前田亘輝がマイナス40度の中で歌ったドロンズのゴール

 「猿岩石のユーラシア大陸横断ヒッチハイク」が国民的反響を得た土屋氏は、シリーズ第2弾を実行に移す。1996年10月末にスタートした「ドロンズの南北アメリカ大陸縦断ヒッチハイク」である。ロンドンでの動きに感激した土屋氏は迷わず“応援ソング”の相談を敬さんにする。他の選択肢は考えられなかったという。

「第2弾の前田亘輝さんは吉田さんチョイスだと思う。信頼関係が特にTUBEにはあったのかな。ドロンズや番組側からのオーダーがあったわけではなかったので、(第2弾の応援ソングを)誰にするかというのは、その段階では吉田さんに委ねていたってことなんです」

 この時、テレビ、タイアップ担当の実績を買われた敬さんは、Tプロジェクトという部署を立ち上げ、TUBEの17枚目のオリジナルアルバム『Bravo!』のプロモーションの先頭に立ち、収録全曲でタイアップを獲得するなど、プロジェクトを牽引し、ミリオンを達成していた。
 前田亘輝もリオデジャネイロに飛んだ。

「(リオデジャネイロに来てくれた)前田さんも、(ドロンズを)捜すのは何となく覚悟してたんだろうと思うんだけど、『今日、野宿ですよ』って言ったときの前田さんの表情は忘れられないよな。当然、吉田さんなりマネージャーの方を探すわけじゃないですか。そういう時って、目を伏せるんですかね(笑)。そのミュージシャンとは信頼関係もあるだろうから、企画内容を言わないでいるというのはすごく辛いことだったと思う。『はい、寝袋』って渡されたときの前田さんの表情にリアルさがあったから、言わずにいてくれたんだろうと思いましたね」

 そして、1997年12月31日に迎えたゴールのアラスカでも奇跡が生まれた。

「アラスカのドロンズのゴールにも前田さんが行ってくれて。マイナス40度なわけですよ。そこでライブで歌を歌うということは(同行ドクターが)危ないっていうわけ。

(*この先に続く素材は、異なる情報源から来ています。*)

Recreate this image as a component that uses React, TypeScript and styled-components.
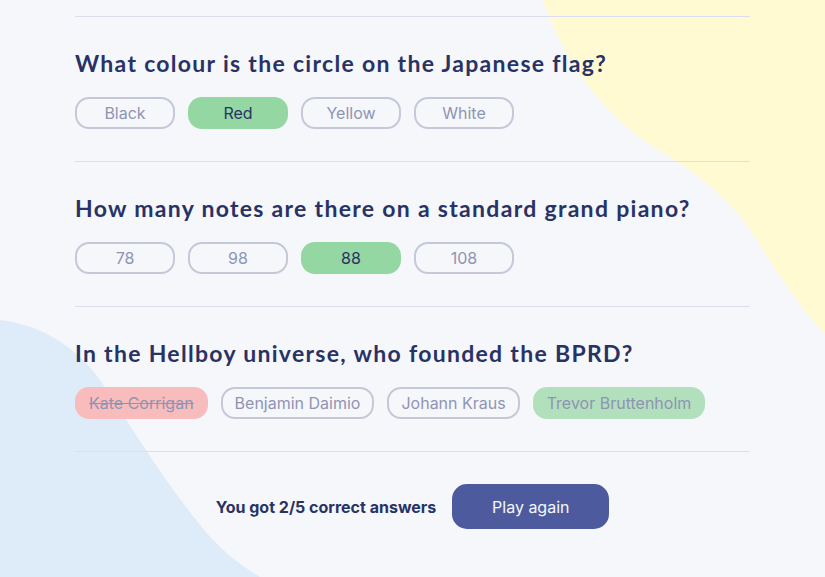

マイナス40度の空気を吸うからブレス(歌うために大きく息を吸い込む)をすると、寒さで空気が肺の中で凍ってしまう危険があり、保証はできませんよと。そこで口パクとか、蝋燭を目の前において蝋燭の火の動きで空気を吸い込む量を調整するとか考えたんだけど、結局、ライブ(生歌唱)で前田さんがやってくれて。あれも奇跡の映像でしたね。マイナス40度の中で前田さんのあの歌声だから。感動のゴールをまた作ってくれた。
 これは僕の師匠の萩本欽一の教えでもあるんだけど、『奇跡の起こらない番組はつまらない』って言うんですね。で、やっぱり『電波少年』っていくつかの奇跡があって、その大きな奇跡の一つだと思って。前田さんが彼らのために作った歌を歌いたい。その気持ちが人間の生理を超えていくっていうかね。あの時の前田さんは、すごかったもんな。あのライブはもう1回見たいと思うシーンの一つですね。何度見てもいいし。本当に大きな奇跡の一つだと思ってますね」

 この時に披露した「君だけのTomorrow」 は、前田亘輝の6枚目のシングルとして1997年9月にリリース。ヒットを記録した。